PROMPT: Output each line exactly as it appears, skipping any embedded picture.

MATERIAL PROVIDED:
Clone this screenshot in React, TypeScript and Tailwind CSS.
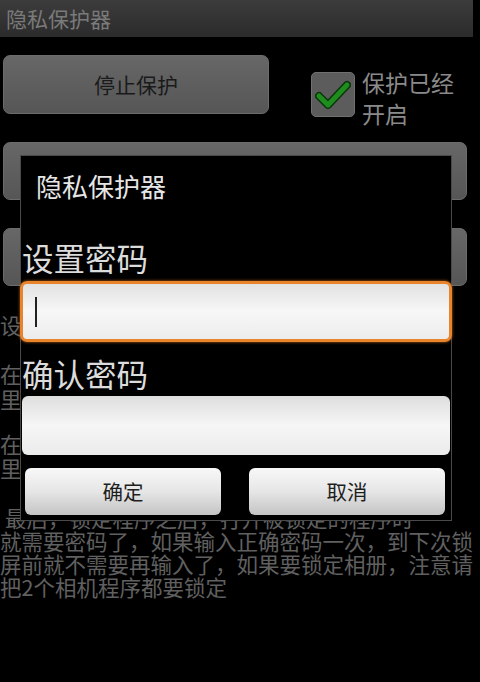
const cjk = { fontFamily: '"Noto Sans CJK SC", "Noto Sans", sans-serif' };

function DimButton({ label, className }: { label: string; className: string }) {
  return (
    <div
      className={`flex items-center justify-center rounded-[7px] border border-[#6c6c6c] bg-gradient-to-b from-[#676767] to-[#565656] text-[21px] text-[#1a1a1a] ${className}`}
    >
      {label}
    </div>
  );
}

function Check() {
  return (
    <div className="mt-[17px] ml-[42px] flex h-[45px] w-[44px] items-center justify-center rounded-[5px] border border-[#707070] bg-[#5c5c5c]">
      <svg width="36" height="30" viewBox="0 0 36 30">
        <path d="M4 16 L13 25 L32 5" fill="none" stroke="#0b360b" strokeWidth="8" strokeLinecap="round" strokeLinejoin="round" />
        <path d="M4 16 L13 25 L32 5" fill="none" stroke="#1e8d1e" strokeWidth="5" strokeLinecap="round" strokeLinejoin="round" />
      </svg>
    </div>
  );
}

export default function App() {
  return (
    <div className="relative h-[682px] w-[480px] overflow-hidden bg-black" style={cjk}>
      {/* page behind the dialog */}
      <div className="flex h-[37px] w-[473px] items-center bg-gradient-to-b from-[#3c3c3c] to-[#2b2b2b] pl-[6px] text-[21px] text-[#7a7a7a]">
        隐私保护器
      </div>

      <div className="mt-[18px] flex h-[59px] items-start">
        <DimButton label="停止保护" className="ml-[3px] h-[59px] w-[266px]" />
        <Check />
        <div className="mt-[12px] ml-[7px] text-[23px] leading-[31px] text-[#8a8a8a]">
          保护已经
          <br />
          开启
        </div>
      </div>

      <DimButton label="开始保护" className="mt-[28px] ml-[3px] h-[58px] w-[464px]" />
      <DimButton label="修改密码" className="mt-[28px] ml-[3px] h-[58px] w-[464px]" />

      <div className="text-[21.5px] text-[#606060]">
        <p className="mt-[27px] whitespace-nowrap leading-[24px]">设置密码后才可以使用锁定功能</p>
        <p className="mt-[24px] whitespace-nowrap leading-[25px]">
          在程序列表中选择需要锁定的程序，点击这里的
          <br />
          里面的复选框即可锁定该程序
        </p>
        <p className="mt-[21px] whitespace-nowrap leading-[24px]">
          在锁定的程序列表里，可以取消锁定该程序号
          <br />
          里面的程序会被解除锁定
        </p>
        <p className="mt-[26px] whitespace-nowrap leading-[23px]">
          <span className="pl-[5px]">最后，锁定程序之后，打开被锁定的程序时</span>
          <br />
          就需要密码了，如果输入正确密码一次，到下次锁
          <br />
          屏前就不需要再输入了，如果要锁定相册，注意请
          <br />
          把2个相机程序都要锁定
        </p>
      </div>

      {/* dialog */}
      <div className="absolute top-[155px] left-[20px] flex h-[366px] w-[432px] flex-col border border-[#4a4a4a] bg-black">
        <div className="mt-[14px] pl-[15px] text-[26px] leading-[32px] text-[#e6e6e6]">隐私保护器</div>

        <div className="mt-[37px] pl-[1px] text-[31.5px] leading-[36px] text-[#dcdcdc]">设置密码</div>
        <div className="mt-[6px] -mx-px flex h-[61px] items-center rounded-[7px] border-[3px] border-[#e8852c] bg-gradient-to-b from-[#e2e2e2] via-[#f7f7f7] to-[#ececec] pl-[12px] shadow-[0_0_3px_#c86a1a]">
          <div className="h-[30px] w-[2px] bg-[#222]" />
        </div>

        <div className="mt-[13px] pl-[1px] text-[31.5px] leading-[36px] text-[#dcdcdc]">确认密码</div>
        <div className="mt-[5px] mx-[1px] h-[59px] rounded-[6px] bg-gradient-to-b from-[#dedede] via-[#f6f6f6] to-[#ebebeb]" />

        <div className="mt-[13px] flex gap-[28px] px-[4px]">
          <div className="flex h-[47px] w-[196px] items-center justify-center rounded-[6px] bg-gradient-to-b from-[#f8f8f8] via-[#e6e6e6] to-[#c4c4c4] text-[20.5px] text-[#1e1e1e]">
            确定
          </div>
          <div className="flex h-[47px] w-[196px] items-center justify-center rounded-[6px] bg-gradient-to-b from-[#f8f8f8] via-[#e6e6e6] to-[#c4c4c4] text-[20.5px] text-[#1e1e1e]">
            取消
          </div>
        </div>
      </div>
    </div>
  );
}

RESPONSE BELOW:
Clone this screenshot in React, TypeScript and Tailwind CSS.
const cjk = { fontFamily: '"Noto Sans CJK SC", "Noto Sans", sans-serif' };

function DimButton({ label, className }: { label: string; className: string }) {
  return (
    <div
      className={`flex items-center justify-center rounded-[7px] border border-[#6c6c6c] bg-gradient-to-b from-[#676767] to-[#565656] text-[21px] text-[#1a1a1a] ${className}`}
    >
      {label}
    </div>
  );
}

function Check() {
  return (
    <div className="mt-[17px] ml-[42px] flex h-[45px] w-[44px] items-center justify-center rounded-[5px] border border-[#707070] bg-[#5c5c5c]">
      <svg width="36" height="30" viewBox="0 0 36 30">
        <path d="M4 16 L13 25 L32 5" fill="none" stroke="#0b360b" strokeWidth="8" strokeLinecap="round" strokeLinejoin="round" />
        <path d="M4 16 L13 25 L32 5" fill="none" stroke="#1e8d1e" strokeWidth="5" strokeLinecap="round" strokeLinejoin="round" />
      </svg>
    </div>
  );
}

export default function App() {
  return (
    <div className="relative h-[682px] w-[480px] overflow-hidden bg-black" style={cjk}>
      {/* page behind the dialog */}
      <div className="flex h-[37px] w-[473px] items-center bg-gradient-to-b from-[#3c3c3c] to-[#2b2b2b] pl-[6px] text-[21px] text-[#7a7a7a]">
        隐私保护器
      </div>

      <div className="mt-[18px] flex h-[59px] items-start">
        <DimButton label="停止保护" className="ml-[3px] h-[59px] w-[266px]" />
        <Check />
        <div className="mt-[12px] ml-[7px] text-[23px] leading-[31px] text-[#8a8a8a]">
          保护已经
          <br />
          开启
        </div>
      </div>

      <DimButton label="开始保护" className="mt-[28px] ml-[3px] h-[58px] w-[464px]" />
      <DimButton label="修改密码" className="mt-[28px] ml-[3px] h-[58px] w-[464px]" />

      <div className="text-[21.5px] text-[#606060]">
        <p className="mt-[27px] whitespace-nowrap leading-[24px]">设置密码后才可以使用锁定功能</p>
        <p className="mt-[24px] whitespace-nowrap leading-[25px]">
          在程序列表中选择需要锁定的程序，点击这里的
          <br />
          里面的复选框即可锁定该程序
        </p>
        <p className="mt-[21px] whitespace-nowrap leading-[24px]">
          在锁定的程序列表里，可以取消锁定该程序号
          <br />
          里面的程序会被解除锁定
        </p>
        <p className="mt-[26px] whitespace-nowrap leading-[23px]">
          <span className="pl-[5px]">最后，锁定程序之后，打开被锁定的程序时</span>
          <br />
          就需要密码了，如果输入正确密码一次，到下次锁
          <br />
          屏前就不需要再输入了，如果要锁定相册，注意请
          <br />
          把2个相机程序都要锁定
        </p>
      </div>

      {/* dialog */}
      <div className="absolute top-[155px] left-[20px] flex h-[366px] w-[432px] flex-col border border-[#4a4a4a] bg-black">
        <div className="mt-[14px] pl-[15px] text-[26px] leading-[32px] text-[#e6e6e6]">隐私保护器</div>

        <div className="mt-[37px] pl-[1px] text-[31.5px] leading-[36px] text-[#dcdcdc]">设置密码</div>
        <div className="mt-[6px] -mx-px flex h-[61px] items-center rounded-[7px] border-[3px] border-[#e8852c] bg-gradient-to-b from-[#e2e2e2] via-[#f7f7f7] to-[#ececec] pl-[12px] shadow-[0_0_3px_#c86a1a]">
          <div className="h-[30px] w-[2px] bg-[#222]" />
        </div>

        <div className="mt-[13px] pl-[1px] text-[31.5px] leading-[36px] text-[#dcdcdc]">确认密码</div>
        <div className="mt-[5px] mx-[1px] h-[59px] rounded-[6px] bg-gradient-to-b from-[#dedede] via-[#f6f6f6] to-[#ebebeb]" />

        <div className="mt-[13px] flex gap-[28px] px-[4px]">
          <div className="flex h-[47px] w-[196px] items-center justify-center rounded-[6px] bg-gradient-to-b from-[#f8f8f8] via-[#e6e6e6] to-[#c4c4c4] text-[20.5px] text-[#1e1e1e]">
            确定
          </div>
          <div className="flex h-[47px] w-[196px] items-center justify-center rounded-[6px] bg-gradient-to-b from-[#f8f8f8] via-[#e6e6e6] to-[#c4c4c4] text-[20.5px] text-[#1e1e1e]">
            取消
          </div>
        </div>
      </div>
    </div>
  );
}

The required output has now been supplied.